Viewing that verse in this way, leads me to imagine that the work of speaking a word well and in the right season takes preparation, and is not something simply done in a moment. A word rightly spoken means behind-the-scenes work to prepare our tongues to say the right things. It’s easy to think that it is simply about making our words pretty in the moment, but I believe that it also implies undergoing a period of training…willingly. There is a carefulness to saying meaningful, powerful, life-altering words at the right time.
Do we want to become careful with our words, so that we know how to speak the right words at the right time? How do we make our words “fitly spoken”? There is a verse in the book of Isaiah that I think speaks clearly to this process and how we can be people that are careful with our words and that speak right words to others. Isaiah 50:4 (NASB) reads:
“The Lord has given me the tongue of disciples,
So that I may know how to sustain the weary one with a word
He awakens Me morning by morning
He awakens My ear to listen as a disciple.”
When I first read this verse, I thought “Ok, Isaiah is talking about himself and his role as a prophet. Makes sense.” Then, as I began to study it, I realized that the speaker was acting in a servant-like role. I felt myself looking at the text and asking, like the eunuch from Ethiopia in Acts 8:34 who, reading from another Servant song in Isaiah 53, asks, “Was the prophet talking about himself or someone else?”
I believe the passage most clearly relates to the “Servant of the Lord” who is referred to in several passages throughout the book of Isaiah. For example, in Isaiah 42, the Servant of the Lord bears the Spirit of God and brings justice to the nations. Isaiah 50:4, and the few verses that follow, is distinctly separated from the verses before it, such that some of our English translations demarcate it with a subtitle that indicates that the Servant is speaking.
The Servant describes himself as having a tongue like that of a disciple—like one who has taken the time to listen, to sit at the feet of a teacher and gain wisdom. It describes a level of deference, a willingness to be trained in how to speak, to be trained as one who is taught—in order to become a teacher. It’s not a robotic repetition of something, but a posture of discipline from which a disciple speaks. A disciple has learned how to speak and because he has learned how to speak, he knows what words to say…and when to say them. He therefore has the ability to sustain a weary person (affirm or enable that person to keep going) with a word. Wow.
The second part of that verse describes a process. In the mornings, the Servant sat before God (Mark 1:35) and then He would hear what God was saying and speak what God would say (John 7:16). We see the examples of this in the Gospels, and it becomes so easy for us to relegate this again simply to the role and character of Jesus in the earth. Yes, He demonstrated this so powerfully in His earthly ministry, and we can’t do it how He did, but we are called to imitate Him. In the servant song itself, the Servant describes His tongue as like that of a disciple. I read what follows, then, as a characteristic that all disciples should have.

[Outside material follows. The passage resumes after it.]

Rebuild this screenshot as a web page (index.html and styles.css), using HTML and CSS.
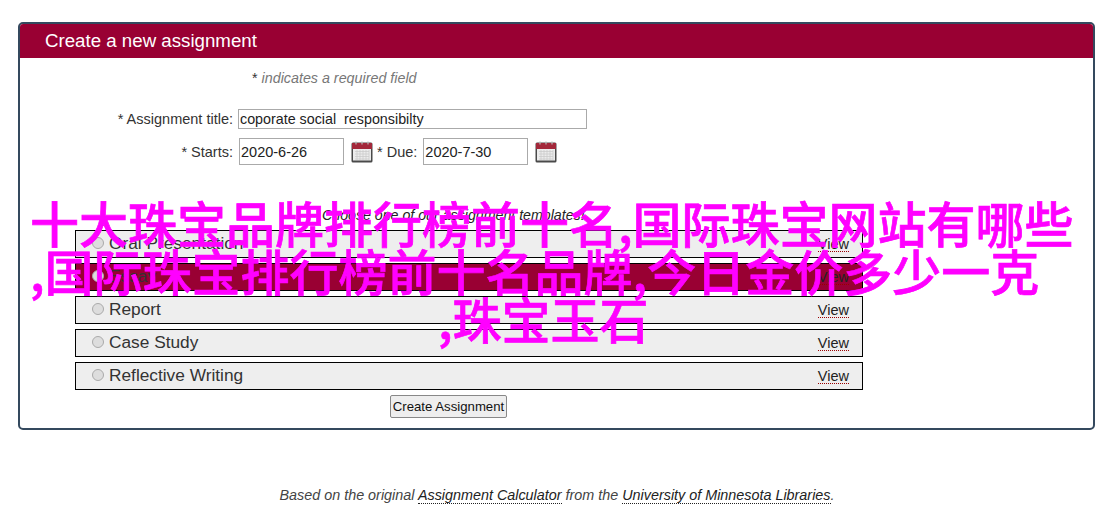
FILE: index.html
```html
<!DOCTYPE html>
<html lang="zh">
<head>
<meta charset="utf-8">
<title>Create a new assignment</title>
<link rel="stylesheet" href="styles.css">
</head>
<body>
<main class="page">
  <section class="card">
    <h1 class="card-title">Create a new assignment</h1>
    <form class="form">
      <p class="required"><span class="star">*</span> indicates a required field</p>
      <div class="field-row title-row">
        <label class="label label-title">* Assignment title:</label>
        <input class="input input-title" type="text" value="coporate social  responsibilty">
      </div>
      <div class="field-row date-row">
        <label class="label label-starts">* Starts:</label>
        <input class="input input-date" type="text" value="2020-6-26">
        <svg class="cal" viewBox="0 0 22 22" aria-hidden="true"><use href="#cal-icon"></use></svg>
        <label class="label label-due">* Due:</label>
        <input class="input input-date" type="text" value="2020-7-30">
        <svg class="cal" viewBox="0 0 22 22" aria-hidden="true"><use href="#cal-icon"></use></svg>
      </div>
      <p class="choose">Choose one of our assignment templates!</p>
      <ul class="templates">
        <li class="template"><span class="radio"></span><span class="name">Oral Presentation</span><a class="view" href="#">View</a></li>
        <li class="template selected"><span class="radio"></span><span class="name">Essay</span><a class="view" href="#">View</a></li>
        <li class="template"><span class="radio"></span><span class="name">Report</span><a class="view" href="#">View</a></li>
        <li class="template"><span class="radio"></span><span class="name">Case Study</span><a class="view" href="#">View</a></li>
        <li class="template"><span class="radio"></span><span class="name">Reflective Writing</span><a class="view" href="#">View</a></li>
      </ul>
      <div class="actions"><button class="submit" type="button">Create Assignment</button></div>
    </form>
  </section>
  <footer class="footer">Based on the original <a href="#">Assignment Calculator</a> from the <a href="#">University of Minnesota Libraries</a>.</footer>
  <div class="overlay">
    <div class="line">十大珠宝品牌排行榜前十名,国际珠宝网站有哪些</div>
    <div class="line">,国际珠宝排行榜前十名品牌,今日金价多少一克</div>
    <div class="line line-last">,珠宝玉石</div>
  </div>
</main>
<svg class="defs" width="0" height="0" aria-hidden="true">
  <symbol id="cal-icon" viewBox="0 0 22 22">
    <rect x="0.5" y="1.5" width="21" height="20" rx="1.5" fill="#4a4a4a"/>
    <rect x="1" y="2" width="20" height="6" fill="#a3283a"/>
    <rect x="2" y="8" width="18" height="11.5" fill="#ececec"/>
    <path d="M4 10.5h14M4 13h14M4 15.500h14M4 18h14M6 9v10M9 9v10M12 9v10M15 9v10M18 9v10" stroke="#c8c8c8" stroke-width=".7" fill="none"/>
    <path d="M5 0.500v3M11 0.500v3M17 0.500v3" stroke="#bbb" stroke-width="1.200"/>
  </symbol>
</svg>
</body>
</html>
```
FILE: styles.css
```css
* { box-sizing: border-box; }
html, body { margin: 0; padding: 0; background: #fff; }
body { font-family: "Liberation Sans", Arial, sans-serif; color: #333; width: 1116px; height: 526px; overflow: hidden; }
.page { position: relative; height: 526px; padding: 22px 21px 0 18px; }
.card { height: 408px; border: 2px solid #34495e; border-radius: 5px; overflow: hidden; }
.card-title { margin: 0; height: 34px; padding: 0 0 0 25px; background: #990033; color: #fff; font-size: 18.7px; font-weight: normal; line-height: 34px; }
.form { display: block; }
.required { margin: 12px 0 0 232px; height: 16px; font-size: 14.3px; line-height: 16px; font-style: italic; color: #777; }
.star { color: #333; font-style: normal; }
.field-row { display: flex; align-items: center; }
.label { font-size: 14.5px; text-align: right; color: #333; }
.title-row { margin-top: 23px; height: 20px; }
.label-title { width: 213px; margin-right: 5px; }
.input { font-family: "Liberation Sans", Arial, sans-serif; font-size: 14.5px; color: #222; border: 1px solid #aaa; background: #fff; padding: 0 1px; outline: none; border-radius: 0; margin: 0; }
.input-title { width: 349px; height: 20px; font-size: 14.3px; }
.date-row { margin-top: 9px; height: 27px; }
.label-starts { width: 213px; margin-right: 6px; }
.input-date { width: 105px; height: 27px; }
.cal { width: 22px; height: 22px; margin-left: 7px; flex: none; }
.label-due { margin: 0 6px 0 4px; }
.choose { margin: 42px 0 7px 302px; height: 16px; font-size: 14.2px; line-height: 16px; font-style: italic; color: #222; }
.templates { list-style: none; margin: 0 0 0 55px; padding: 0; width: 788px; display: flex; flex-direction: column; gap: 5px; }
.template { display: flex; align-items: center; height: 28px; border: 1px solid #000; background: #eee; padding: 0 13px 0 16px; }
.template.selected { background: #990033; }
.radio { width: 12px; height: 12px; border-radius: 50%; border: 1px solid #aaa; background: #ddd; margin: -3px 5px 0 0; flex: none; }
.name { font-size: 17.3px; line-height: 20px; color: #333; flex: 1; margin-top: -2px; }
.view { font-size: 14.5px; color: #222; text-decoration: none; border-bottom: 1px dotted #900; line-height: 13px; margin-top: 2px; }
.actions { text-align: center; margin: 5px 0 0 0; padding-right: 216px; }
.submit { width: 117px; height: 23px; padding: 0; font-family: "Liberation Sans", Arial, sans-serif; font-size: 13.2px; color: #111; background: #eee; border: 1px solid #888; border-radius: 2px; }
.footer { margin-top: 57px; text-align: center; font-size: 14.37px; line-height: 16px; font-style: italic; color: #444; padding-left: 1px; }
.footer a { color: #222; text-decoration: none; border-bottom: 1px dotted #222; }
.overlay { position: absolute; left: 30px; top: 198px; color: #ff00ff; font-family: "Noto Sans CJK SC", sans-serif; font-size: 49px; line-height: 48px; font-weight: 500; -webkit-text-stroke: 0.7px #ff00ff; white-space: nowrap; }
.line-last { margin-left: 408px; }
.defs { position: absolute; }
```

Whether someone is a disciple of Christ or not, we all as people learn how and what to speak from what we observe, listen to, and “awaken our ears” to. We have an opportunity for that to be from a place of wisdom.
So, how do we apply this? Seeking God in the morning, we can pray that He opens our eyes to see others (those weary and suffering) with compassion and that He stirs our hearts with a noble, pleasant theme so we can speak words of life to those that need it (Psalm 45:1). Secondly, we can ask God to open our ears to hear His heart and His words for the people that we will speak to or encounter that day—and each day. Lastly, we can ask God to train us to teach others with our words, to give “faithful instruction” (Proverbs 31:26), because “there is [so much] healing in the words of the wise” (Proverbs 12:18).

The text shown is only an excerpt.